Auf Wladimir Putins Einladung hin sprach Waters vor dem UN-Sicherheitsrat über den Ukraine-Krieg. Für ihn ein „Stellvertreterkrieg“, den die USA als Hauptaggressor angezettelt hätten. Der Westen sei einer Gehirnwäsche unterzogen worden. Waffenlieferungen an die Ukraine dienten allein der Rüstungsindustrie. Und: Der russische Angriff auf die Ukraine sei nicht unprovoziert gewesen. Waters gesamte politische Äußerungen kommentiert der israelische Botschafter in Deutschland, Ron Prosor, wie folgt: „Roger, es wäre gut, wenn du dich auf deine Musik konzentriert hättest. Mir scheint, dass du von allem anderen keine Ahnung hast.“

Vor Gericht

In Frankfurt versuchten die Stadt und das Land Hessen das Konzert aufgrund des Veranstaltungsortes, der Frankfurter Festhalle, abzusagen. Nach der Pogromnacht 1938 waren dort laut Gericht mehr als 3000 jüdische Männer zusammengetrieben, festgehalten und misshandelt worden, um anschließend deportiert zu werden.

Doch Waters klagte – und gewann. Das Verwaltungsgericht Frankfurt entschied, dass das Auftrittsverbot das Recht auf Kunstfreiheit verletze, für deren Einschränkung die Hürden hoch seien. In der Gesamtschau mache Waters nicht den Eindruck, nationalsozialistische Gräueltaten zu verherrlichen oder zu relativieren oder sich mit der nationalsozialistischen Rassenlehre zu identifizieren. Auch der historische Hintergrund der Festhalle änderte an der Entscheidung nichts.

Aktuelle Konzerte

Am Mittwoch spielte Waters ein Konzert in Paris. Mitschnitte auf Twitter zeigten, dass das Schwein mittlerweile durch ein Schaf ersetzt wurde – ganz ohne Parolen und Symbole. Auf riesigen Bildschirmen werden „Victims“ gezeigt – die Opfer des Staates Israel. Darunter neben Palästinensern auch der Afro-Amerikaner George Floyd.


Boykott, Desinvestitionen, Sanktionen

BDS steht für „Boycott, Divestment and Sanctions“. Dabei handelt es sich um eine transnationale politische Bewegung. Ihr Ziel: den Staat Israel wirtschaftlich, kulturell und politisch isolieren. Dieser Israel-Boykott ist das Mittel der Wahl, um die israelische „Besetzung“ des arabischen Landes zu beenden.

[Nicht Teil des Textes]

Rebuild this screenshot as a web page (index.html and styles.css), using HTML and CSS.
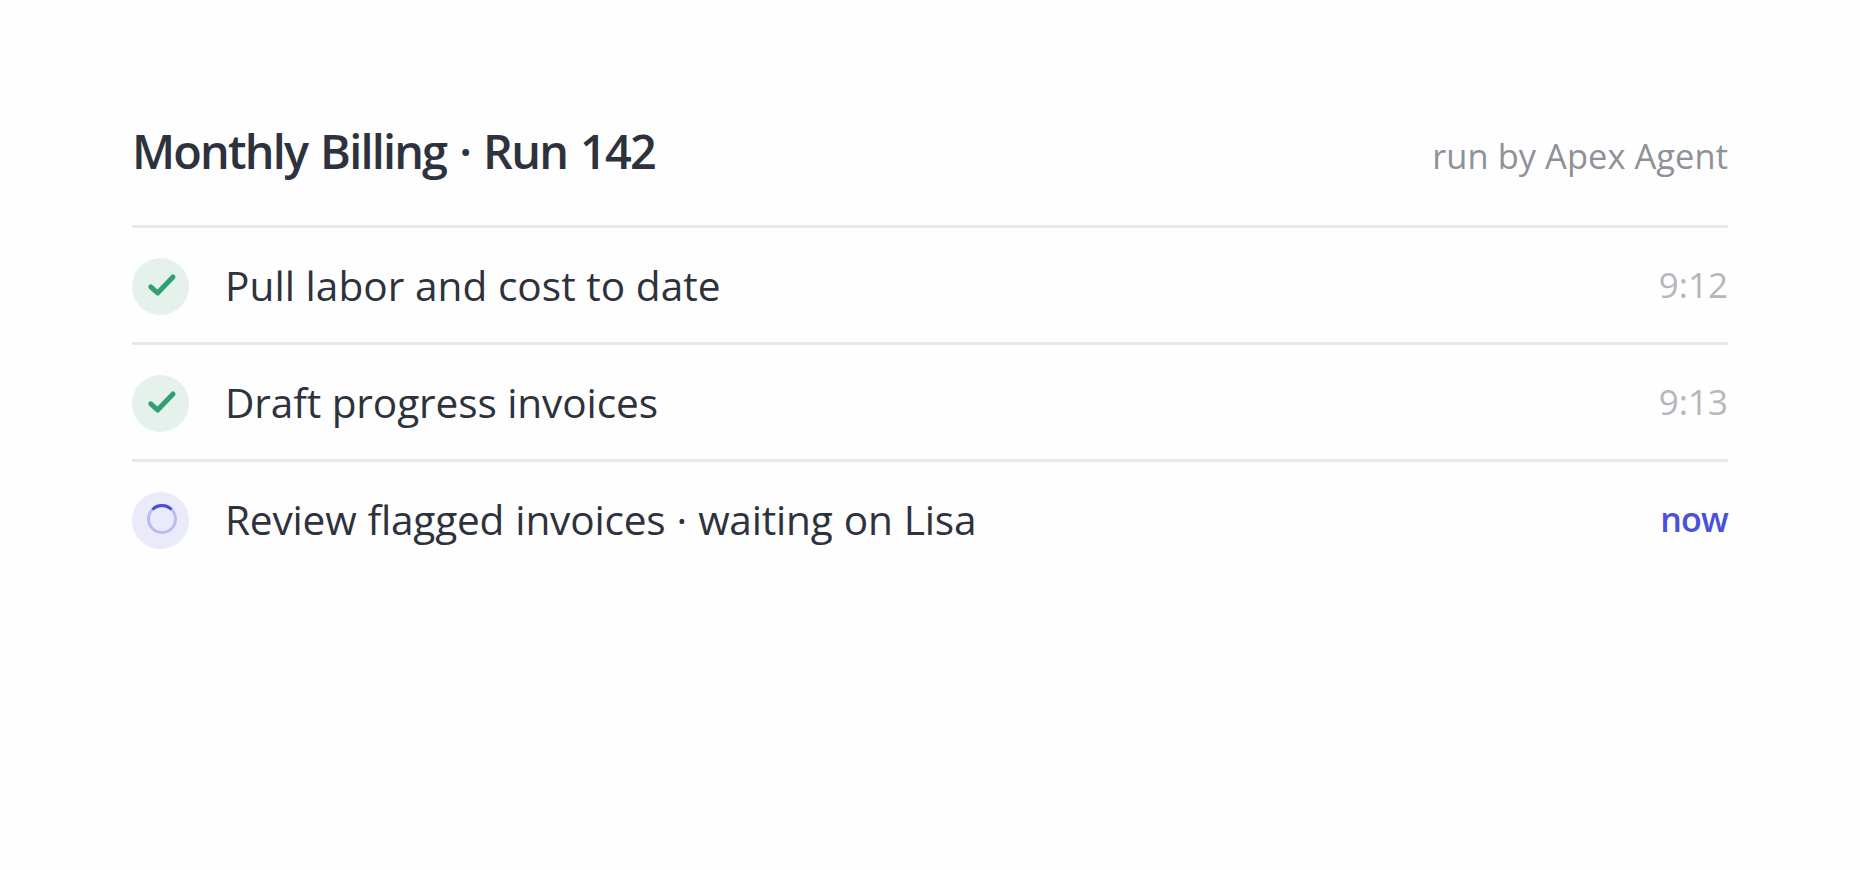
FILE: index.html
```html
<!DOCTYPE html>
<html lang="en">
<head>
  <meta charset="utf-8">
  <title>Monthly Billing · Run 142</title>
  <link rel="stylesheet" href="styles.css">
</head>
<body>
  <main class="run">
    <header class="run-header">
      <h1 class="run-title">Monthly Billing · Run 142</h1>
      <span class="run-by">run by Apex Agent</span>
    </header>

    <ul class="steps">
      <li class="step">
        <span class="badge done">
          <svg viewBox="0 0 57 57"><path d="M18.8 28.8L25.6 35L41 19"/></svg>
        </span>
        <span class="label pull">Pull labor and cost to date</span>
        <span class="time">9:12</span>
      </li>
      <li class="step">
        <span class="badge done">
          <svg viewBox="0 0 57 57"><path d="M18.8 28.8L25.6 35L41 19"/></svg>
        </span>
        <span class="label draft">Draft progress invoices</span>
        <span class="time">9:13</span>
      </li>
      <li class="step">
        <span class="badge active">
          <svg viewBox="0 0 57 57">
            <circle cx="30" cy="27" r="13.5"/>
            <path d="M20.5 17.5A13.5 13.5 0 0 1 39.5 17.5"/>
          </svg>
        </span>
        <span class="label review">Review flagged invoices · waiting on Lisa</span>
        <span class="time now">now</span>
      </li>
    </ul>
  </main>
</body>
</html>
```

FILE: styles.css
```css
body {
  margin: 0;
  background-color: #fefefe;
  color: #2d323c;
  font-family: "Open Sans", sans-serif;
}
.run {
  padding: 114px 132px 0;
}
.run-header {
  display: flex;
  justify-content: space-between;
  align-items: baseline;
  height: 111px;
  border-bottom: 3px solid #e8e8e8;
}
.run-title {
  margin: 0;
  font-size: 46.8px;
  font-weight: 600;
  line-height: 74px;
  letter-spacing: -1.8px;
  word-spacing: 2.6px;
}
.run-by {
  color: #8e9197;
  font-size: 34.4px;
  letter-spacing: 0.08px;
}
.steps {
  margin: 0;
  padding: 0;
  list-style: none;
}
.step {
  display: flex;
  align-items: center;
  height: 114px;
  border-bottom: 3px solid #e8e8e8;
}
.step:last-child {
  border-bottom: none;
}
.badge {
  width: 57px;
  height: 57px;
  margin: 3px 36px 0 0;
  border-radius: 50%;
}
.badge svg {
  display: block;
  fill: none;
  stroke-linecap: round;
  stroke-linejoin: round;
}
.done {
  background-color: #e5f2eb;
}
.done path {
  stroke: #2fa16f;
  stroke-width: 5;
}
.active {
  background-color: #e9eafa;
}
.active circle {
  stroke: #b9bcf0;
  stroke-width: 3;
}
.active path {
  stroke: #474fd8;
  stroke-width: 3;
  stroke-linecap: butt;
}
.label {
  flex: 1;
  padding-top: 2px;
  font-size: 40.6px;
  line-height: 56px;
  white-space: nowrap;
}
.pull {
  letter-spacing: 0.04px;
}
.draft {
  letter-spacing: -0.1px;
}
.review {
  letter-spacing: -0.2px;
  word-spacing: 0.8px;
}
.time {
  color: #b6b7bb;
  font-size: 35px;
  line-height: 48px;
}
.now {
  color: #4a50dc;
  font-size: 34px;
  font-weight: 600;
  letter-spacing: -0.8px;
}
```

Gestritten wird immer wieder wird darüber, ob die BDS ein harmloses politisches Instrument für eine gerechtere Welt ist oder ob sie eine antisemitische Stoßrichtung vorgibt. Ob sie also eine Bewegung ist, die unter dem dem Deckmantel von Humanismus und Menschenrechten antisemitische Denkmuster verbreitet.

Seit 2004 machen Kulturboykotte wie die des Rockstars den Hauptanteil der BDS-Kampagnen aus. Einen Boykott auszurufen ist für Menschen mit einer großen Fan-Gemeinde und Followerschaft auf den sozialen Medien leicht – und mit wenig Aufwand bekommen diese Aufrufe eine große Reichweite. In Tweets, Posts und privaten Nachrichten drängen die Aktivisten andere Prominente, nicht in Israel aufzutreten. Infolge von BDS-Kampagnen sagten bereits Lana Del Rey oder Sinéad O’Connor Konzerte in israelischen Städten ab.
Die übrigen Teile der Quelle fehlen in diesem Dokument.